I realized I needed to keep a stricter watch on myself. Just because I could get away with being impatient and angry, and using my sharp tongue as a weapon, didn’t mean it was okay for me to do so. But I had a new chance every day to be different. I didn’t beat myself up every time I spoke more sharply than I needed to, but stopped myself as soon as I noticed it, and tried to soften my voice and my attitude.

And instead of just trying to eradicate my own negative behaviour, I replaced it with something good.
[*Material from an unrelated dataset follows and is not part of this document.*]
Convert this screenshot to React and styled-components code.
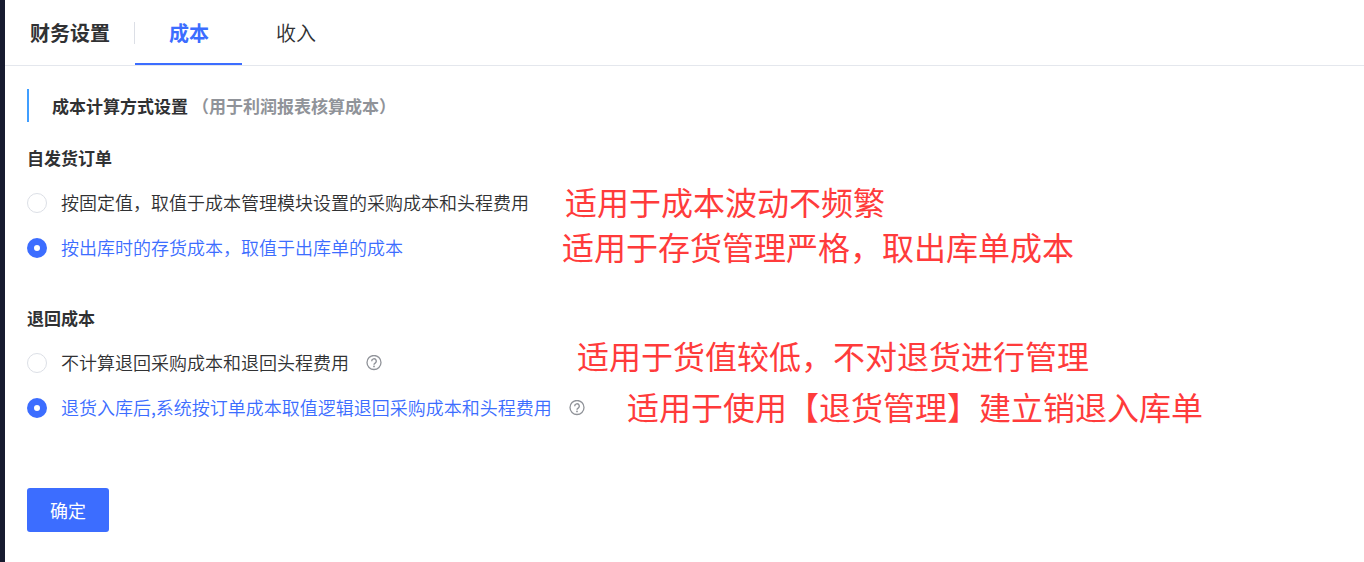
import { useState } from 'react';
import styled, { createGlobalStyle } from 'styled-components';

const GlobalStyle = createGlobalStyle`
  * {
    box-sizing: border-box;
  }
  body {
    margin: 0;
    background: #fff;
    color: #303133;
    font-family: 'Noto Sans CJK SC', sans-serif;
  }
`;

const tabs = [
  { key: 'cost', label: '成本' },
  { key: 'income', label: '收入' },
];

const groups = [
  {
    name: 'selfShip',
    title: '自发货订单',
    options: [
      {
        value: 'fixed',
        label: '按固定值，取值于成本管理模块设置的采购成本和头程费用',
        note: '适用于成本波动不频繁',
        noteStart: 538,
      },
      {
        value: 'stock',
        label: '按出库时的存货成本，取值于出库单的成本',
        note: '适用于存货管理严格，取出库单成本',
        noteStart: 535,
      },
    ],
  },
  {
    name: 'returned',
    title: '退回成本',
    options: [
      {
        value: 'none',
        label: '不计算退回采购成本和退回头程费用',
        help: true,
        note: '适用于货值较低，不对退货进行管理',
        noteStart: 550,
        noteAlign: 'start',
      },
      {
        value: 'order',
        label: '退货入库后,系统按订单成本取值逻辑退回采购成本和头程费用',
        help: true,
        note: '适用于使用【退货管理】建立销退入库单',
        noteStart: 600,
      },
    ],
  },
];

function HelpIcon() {
  return (
    <svg width="16" height="16" viewBox="0 0 16 16" fill="none" stroke="#909399">
      <circle cx="8" cy="7.5" r="7" strokeWidth="1.3" />
      <path d="M5.7 6.2a2.3 2.3 0 1 1 3.5 1.9c-.8.5-1.2.8-1.2 1.6" strokeWidth="1.4" />
      <circle cx="8" cy="11.4" r="0.9" fill="#909399" stroke="none" />
    </svg>
  );
}

export default function App() {
  const [tab, setTab] = useState('cost');
  const [values, setValues] = useState({ selfShip: 'stock', returned: 'order' });

  return (
    <>
      <GlobalStyle />
      <Page>
        <Header>
          <PageTitle>财务设置</PageTitle>
          <Tabs>
            {tabs.map((item) => (
              <Tab
                key={item.key}
                type="button"
                $active={tab === item.key}
                onClick={() => setTab(item.key)}
              >
                {item.label}
              </Tab>
            ))}
          </Tabs>
        </Header>

        <Content>
          <SectionTitle>
            成本计算方式设置
            <Hint>（用于利润报表核算成本）</Hint>
          </SectionTitle>

          {groups.map((group) => (
            <Group key={group.name}>
              <GroupTitle>{group.title}</GroupTitle>
              {group.options.map((option) => {
                const checked = values[group.name] === option.value;
                return (
                  <OptionRow key={option.value} $noteStart={option.noteStart}>
                    <OptionCell>
                      <OptionLabel $checked={checked}>
                        <Radio
                          type="radio"
                          name={group.name}
                          checked={checked}
                          onChange={() =>
                            setValues({ ...values, [group.name]: option.value })
                          }
                        />
                        <OptionText>{option.label}</OptionText>
                      </OptionLabel>
                      {option.help && <HelpIcon />}
                    </OptionCell>
                    <Note $align={option.noteAlign}>{option.note}</Note>
                  </OptionRow>
                );
              })}
            </Group>
          ))}

          <SubmitButton type="button">确定</SubmitButton>
        </Content>
      </Page>
    </>
  );
}

const Page = styled.div`
  min-height: 100vh;
  border-left: 5px solid #171b2f;
`;

const Header = styled.header`
  display: flex;
  align-items: center;
  height: 66px;
  padding-left: 25px;
  border-bottom: 1px solid #e4e7ed;
`;

const PageTitle = styled.h1`
  margin: 0;
  padding-right: 24px;
  border-right: 1px solid #dcdfe6;
  font-size: 20px;
  line-height: 22px;
  font-weight: 700;
`;

const Tabs = styled.nav`
  display: flex;
  align-self: stretch;
`;

const Tab = styled.button`
  padding: 2px 33px 0 34px;
  border: 0;
  border-bottom: 2px solid ${({ $active }) => ($active ? '#3c6dff' : 'transparent')};
  background: none;
  color: ${({ $active }) => ($active ? '#3c6dff' : '#303133')};
  font-family: inherit;
  font-size: 20px;
  font-weight: ${({ $active }) => ($active ? 700 : 350)};
  cursor: pointer;
`;

const Content = styled.main`
  padding: 23px 22px 30px;
`;

const SectionTitle = styled.h2`
  display: flex;
  gap: 4px;
  margin: 0 0 14px;
  padding-left: 23px;
  border-left: 2px solid #409eff;
  font-size: 17px;
  line-height: 33px;
  font-weight: 700;
`;

const Hint = styled.span`
  color: #909399;
`;

const Group = styled.section`
  margin-bottom: 26px;
`;

const GroupTitle = styled.h3`
  margin: 0;
  font-size: 17px;
  line-height: 44px;
  font-weight: 700;
`;

const OptionRow = styled.div`
  display: grid;
  grid-template-columns: ${({ $noteStart }) => $noteStart}px 1fr;
  align-items: center;
  height: 45px;
`;

const OptionCell = styled.div`
  display: flex;
  align-items: center;
  gap: 17px;
`;

const OptionLabel = styled.label`
  display: flex;
  align-items: center;
  gap: 14px;
  color: ${({ $checked }) => ($checked ? '#3c6dff' : '#303133')};
  font-size: 18px;
  font-weight: 350;
  white-space: nowrap;
  cursor: pointer;
`;

const OptionText = styled.span`
  padding-bottom: 2px;
`;

const Radio = styled.input`
  appearance: none;
  width: 20px;
  height: 20px;
  margin: 0;
  border: 1px solid #dcdfe6;
  border-radius: 50%;
  background: #fff;

  &:checked {
    border: 7px solid #3c6dff;
  }
`;

const Note = styled.span`
  align-self: ${({ $align }) => $align || 'center'};
  padding-bottom: 4px;
  color: #ff3b3b;
  font-size: 32px;
  line-height: 30px;
  white-space: nowrap;
`;

const SubmitButton = styled.button`
  display: block;
  height: 44px;
  margin-top: 58px;
  padding: 0 23px;
  border: 0;
  border-radius: 3px;
  background: #3c6dff;
  color: #fff;
  font-family: inherit;
  font-size: 18px;
  cursor: pointer;
`;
Instead of just trying to control their thoughtless or naughty behaviour, I started to affirm them every time they did something right.

When they finally sounded out a word correctly after struggling with it and doing it wrong many times, I spoke a delighted, “Good job!”and high-fived them. I gave them sweets at the end of class for good behaviour, and affirmed the ones who were participating or even trying. I learnt to stop acting as if they were ‘bad kids’, or in some way opponents, grudging every word of praise (which is strangely easy to do), and instead took every opportunity to encourage them. I read them story books occasionally, and found things to laugh at with them.

It’s only been two months with these particular kids, but I already love them. I see what God sees in them, as they give their shy little smiles, as I surprise a laugh out of them, as they pass the library when I’m with the older kids and give me a little wave from outside.

I’m pretty sure many of these kids have difficult home lives, either because of poverty or because of the common evils of alcoholic parents, broken marriages, harsh discipline methods, or just a lack of affection or consistent and kind discipline.

But when they come to reading class every day, they know they are loved, even when Susanna Miss sometimes loses her cool. And day by day, I hope the Lord is turning me into a slightly more accurate representative of HIS kind, patient, consistent love.

Here's a poem my mother wrote which she shares with teachers when she does teachers' training and formation sessions:

 A Teacher's Dream by Jackie D

Based on Matthew 25: 31-46 

I had a dream the other night,
(Or should I say, ‘nightmare’?)
There was a King upon his throne
With visage just and fair.

Above and all around him bowed
Angels, with wings unfurled;
And standing in a crowd with me,
The teachers of the world.

The King stepped down
And searched each one
With steady, measured gaze.
This one he sent to his right hand
That one, the other way.

And finally, when all had moved
Either to right or left,
He turned to those at his right hand
And said, ‘Welcome, you blessed!’

“For when I walked into your class
Ill-clad and shivering,
Your eyes were blind to faded shirt,
Your smile made me a king!

And, you, I never will forget,
For when I lost my notes,
You sat with me and patiently
Dictated while I wrote.

The day I failed to pass the test
And squirmed with fear and shame,
You hid my marks from curious eyes
And helped me try again.”

The King went on, his grateful eyes
Embraced each one with joy
Till, to my wond’ring eyes he seemed
Not man, but little boy!

When he was done, he turned
And walked to where the others stood.
His gaze grew stern, his voice grew hard
As he said, “Off with you!”

“Each time I failed to make the grade
You poked at me in fun,
And when you caught me copying,
You looked as if you’d won!

A hundred times you made me write,
‘I am a dirty cheat’ 
 You didn’t know, that with each line
The good within me ceased!

I know that you had work to do
And troubles, hard to bear,
I gave them so your heart would learn
To feel my children's’ care.

If you had only seen your sin
And put aside your pride,
I would have helped you; you’d be saved
 And many more beside!”

So, gathering the ‘Blessed ones’
He took them to himself
While all the rest, with blank despair
Stood gazing after them.

The scene was printed, sharp and clear,
Upon my waking mind.
One question loomed:
‘Was I with Him, …Or was I left behind?’